Kalau dari khazanah Islam, perlunya politik dalam arti mengendalikan kekuasaan tersebut dikonfirmasi oleh Imam Al- Ghazali, penulis kitab Al-Ihya al-Ulum al-Dien yang terkenal itu. Sang hujatul Islam Al-Ghazali mengatakan bahwa memperjuangkan keluhuran ajaran agama dan memiliki kekuasaan politik itu adalah saudara kembar (al dien wa al sulthaan taw’amaan).

Anda tidak akan bisa memperjuangkan keluhuran nilai-nilai agama dengan baik jika tidak punya kekuasaan politik dan Anda akan sesat serta zalim saat punya kekuasaan politik jika tidak dibimbing oleh nilai-nilai luhur agama. Makna cuitan saya bahwa saya merasa (baper) malu jika di sebut politisi, itu hanya terkait dengan situasi politik kita sekarang dan dalam arti tertentu.

Dalam arti tertentu yang banyak dipahami oleh publik sekarang ini politisi diidentikkan dengan tokoh-tokoh partai politik dan anggota Dewan Perwakilan Perwakilan Rakyat (DPR). Itulah pengertian orang awam tentang politisi. Sekarang ini banyak tokoh politik dan anggota DPR yang terlibat atau bahkan menjadi biang korupsi meskipun sangat banyak juga yang bersih.

Semua partai politik yang memiliki kursi atau wakil di DPR periode sekarang ini sudah pernah punya wakil juga di penjara karena korupsi. Kalau ada yang bertanya secara spontan, siapa nama dari parpol anu yang korupsi, saya bisa menjawabnya dengan cepat. Masyarakat juga melihat bahwa otak dan pelaku-pelaku korupsi didominasi politisi.

Nah, dalam konteks ini sajalah saya mengatakan “merasa malu” jika disebut politisi.
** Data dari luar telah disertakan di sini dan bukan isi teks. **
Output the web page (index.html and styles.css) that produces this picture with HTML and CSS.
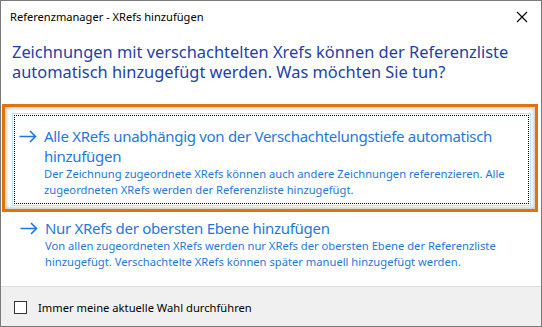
FILE: index.html
```html
<!DOCTYPE html>
<html lang="de">
<head>
    <meta charset="UTF-8">
    <title>Referenzmanager - XRefs hinzufügen</title>
    <link rel="stylesheet" href="styles.css">
</head>
<body>
    <div class="dialog">
        <div class="titlebar">
            <span class="title">Referenzmanager - XRefs hinzufügen</span>
            <svg class="close" width="12" height="12" viewBox="0 0 12 12">
                <path d="M1 1 L11 11 M11 1 L1 11" stroke="#000" stroke-width="1.1" fill="none"/>
            </svg>
        </div>
        <div class="content">
            <p class="instruction">Zeichnungen mit verschachtelten Xrefs können der Referenzliste automatisch hinzugefügt werden. Was möchten Sie tun?</p>

            <!-- hervorgehobene Option -->
            <div class="highlight">
                <div class="cmd cmd-focus">
                    <div class="cmd-inner">
                        <svg class="arrow" width="18" height="13" viewBox="0 0 18 13">
                            <path d="M0.5 6.5 H16.5 M11 1 L16.5 6.5 L11 12" stroke="#1f78e0" stroke-width="1.6" fill="none"/>
                        </svg>
                        <div class="cmd-text">
                            <div class="cmd-title">Alle XRefs unabhängig von der Verschachtelungstiefe automatisch hinzufügen</div>
                            <div class="cmd-desc">Der Zeichnung zugeordnete XRefs können auch andere Zeichnungen referenzieren. Alle zugeordneten XRefs werden der Referenzliste hinzugefügt.</div>
                        </div>
                    </div>
                </div>
            </div>

            <div class="cmd cmd-plain">
                <div class="cmd-inner">
                    <svg class="arrow" width="18" height="13" viewBox="0 0 18 13">
                        <path d="M0.5 6.5 H16.5 M11 1 L16.5 6.5 L11 12" stroke="#1f78e0" stroke-width="1.6" fill="none"/>
                    </svg>
                    <div class="cmd-text">
                        <div class="cmd-title">Nur XRefs der obersten Ebene hinzufügen</div>
                        <div class="cmd-desc">Von allen zugeordneten XRefs werden nur XRefs der obersten Ebene der Referenzliste hinzugefügt. Verschachtelte XRefs können später manuell hinzugefügt werden.</div>
                    </div>
                </div>
            </div>
        </div>
        <div class="footer">
            <span class="checkbox"></span>
            <span class="footer-label">Immer meine aktuelle Wahl durchführen</span>
        </div>
    </div>
</body>
</html>
```

FILE: styles.css
```css
* {
    margin: 0;
    padding: 0;
    box-sizing: border-box;
}

body {
    font-family: "Noto Sans", "Open Sans", sans-serif;
    background: #ffffff;
}

.dialog {
    width: 542px;
    height: 327px;
    border: 1px solid #7a7a7a;
    background: #ffffff;
    display: flex;
    flex-direction: column;
}

.titlebar {
    height: 29px;
    display: flex;
    align-items: center;
    justify-content: space-between;
    padding: 2px 13px 0 9px;
}
.title {
    font-size: 11.1px;
    color: #000000;
}

.content {
    flex-grow: 1;
    padding: 0 3px 0 1px;
}

.instruction {
    font-size: 16.4px;
    line-height: 20px;
    color: #1e3fa8;
    padding: 12px 8px 0 10px;
    height: 74px;
}

.highlight {
    border: 3px solid #e2720e;
    padding: 6px 4px 3px 7px;
    box-shadow: inset 0 0 3px 2px #d2d2d2;
}

.cmd {
    border: 1px solid transparent;
}
.cmd-focus {
    border-color: #c4e2f6;
    padding: 1px;
}
.cmd-focus .cmd-inner {
    border: 1px dotted #000000;
    padding: 10px 6px 5px 3px;
}
.cmd-inner {
    display: flex;
}
.cmd-plain {
    padding: 5px 8px 0 16px;
}

.arrow {
    flex-shrink: 0;
    margin: 4px 7px 0 1px;
}

.cmd-title {
    font-size: 15px;
    letter-spacing: -0.3px;
    line-height: 20px;
    color: #1f78e0;
}
.cmd-desc {
    font-size: 11.2px;
    line-height: 16px;
    color: #1f78e0;
}

.footer {
    height: 40px;
    background: #f0f0f0;
    border-top: 1px solid #dfdfdf;
    display: flex;
    align-items: center;
    padding: 2px 0 0 13px;
}
.checkbox {
    width: 13px;
    height: 13px;
    border: 1px solid #333333;
    background: #ffffff;
    margin-right: 11px;
}
.footer-label {
    font-size: 11.2px;
    color: #000000;
}
```
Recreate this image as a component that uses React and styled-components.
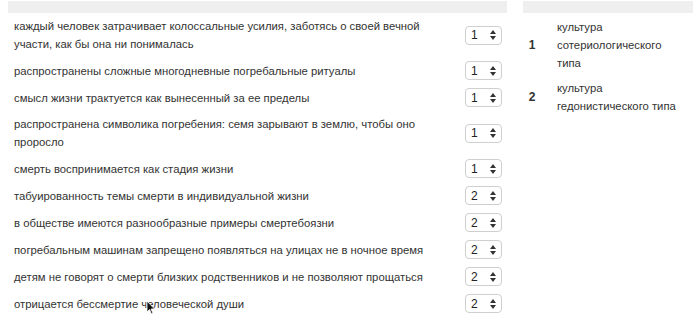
import React from "react";
import styled, { createGlobalStyle } from "styled-components";

const Global = createGlobalStyle`
  html, body { margin: 0; padding: 0; background: #fff; }
  body { font-family: "Liberation Sans", Arial, sans-serif; color: #333; }
`;

const Page = styled.div`
  position: relative;
  display: flex;
  align-items: flex-start;
  gap: 16px;
  padding: 1px 0 0 8px;
  width: 699px;
  height: 325px;
  box-sizing: border-box;
  overflow: hidden;
`;

const Panel = styled.div`
  width: ${(p) => p.$w}px;
  display: flex;
  flex-direction: column;
`;

const HeadBar = styled.div`
  height: 12px;
  background: #efefef;
`;

const Rows = styled.div`
  display: flex;
  flex-direction: column;
  gap: 8px;
  margin-top: 4px;
`;

const Row = styled.div`
  display: grid;
  grid-template-columns: 1fr 37px;
  column-gap: 30px;
  align-items: center;
  padding: 0 5px 0 6px;
`;

const RowText = styled.div`
  font-size: 11.3px;
  line-height: 18px;
  color: #333;
`;

const Select = styled.div`
  height: 19px;
  box-sizing: border-box;
  border: 1px solid #cfcfcf;
  border-radius: 4px;
  background: #fff;
  display: flex;
  align-items: center;
  justify-content: space-between;
  padding: 0 5px 0 5px;
  font-size: 12px;
  color: #222;
`;

const Items = styled.div`
  display: flex;
  flex-direction: column;
  gap: 7px;
  margin-top: 5px;
`;

const Item = styled.div`
  display: grid;
  grid-template-columns: 18px 126px;
  column-gap: 16px;
  align-items: center;
`;

const Num = styled.div`
  font-size: 12px;
  font-weight: bold;
  text-align: center;
  color: #333;
`;

const ItemText = styled.div`
  font-size: 11.3px;
  line-height: 18px;
  color: #333;
`;

const Cursor = styled.svg`
  position: absolute;
  left: 146px;
  top: 300px;
`;

const Arrows = () => (
  <svg width="6" height="10" viewBox="0 0 6 10">
    <path d="M3 0 L6 4 L0 4 Z" fill="#333" />
    <path d="M0 6 L6 6 L3 10 Z" fill="#333" />
  </svg>
);

const rows = [
  ["каждый человек затрачивает колоссальные усилия, заботясь о своей вечной участи, как бы она ни понималась", "1"],
  ["распространены сложные многодневные погребальные ритуалы", "1"],
  ["смысл жизни трактуется как вынесенный за ее пределы", "1"],
  ["распространена символика погребения: семя зарывают в землю, чтобы оно проросло", "1"],
  ["смерть воспринимается как стадия жизни", "1"],
  ["табуированность темы смерти в индивидуальной жизни", "2"],
  ["в обществе имеются разнообразные примеры смертебоязни", "2"],
  ["погребальным машинам запрещено появляться на улицах не в ночное время", "2"],
  ["детям не говорят о смерти близких родственников и не позволяют прощаться", "2"],
  ["отрицается бессмертие человеческой души", "2"],
];

const items = [
  ["1", "культура сотериологического типа"],
  ["2", "культура гедонистического типа"],
];

export default function App() {
  return (
    <>
      <Global />
      <Page>
        <Panel $w={499}>
          <HeadBar />
          <Rows>
            {rows.map(([t, v], i) => (
              <Row key={i}>
                <RowText>{t}</RowText>
                <Select>
                  <span>{v}</span>
                  <Arrows />
                </Select>
              </Row>
            ))}
          </Rows>
        </Panel>
        <Panel $w={170}>
          <HeadBar />
          <Items>
            {items.map(([n, t]) => (
              <Item key={n}>
                <Num>{n}</Num>
                <ItemText>{t}</ItemText>
              </Item>
            ))}
          </Items>
        </Panel>
        <Cursor width="10" height="15" viewBox="0 0 10 15">
          <path d="M1 1 L1 12 L3.5 9.5 L5.5 14 L7 13.3 L5 9 L8.5 9 Z" fill="#111" stroke="#fff" strokeWidth="0.8" />
        </Cursor>
      </Page>
    </>
  );
}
Konteks yang membawa saya baper (malu) itu pula yang pernah dirasakan dan diekspresikan oleh Muhammad Abduh melalui ta’awwudz (doa mohon dihindarkan).

Abduh sang pembaru (mujadid) Islam itu ber-ta’awwudz, “Audzu billahi minas siyaasati was siyaasiyyien (aku berlindung kepada Allah dari bobroknya politik dan politisi).” Ta’awwudz yang umum berbunyi, a udzu billahi minas syaithaanir rajiem (aku berlindung kepada Allah dari godaan setan yang terkutuk). Jadi politik dan politisi busuk itu disamakan dengan setan yang terkutuk. Itu menurut Muhammad Abduh, lho.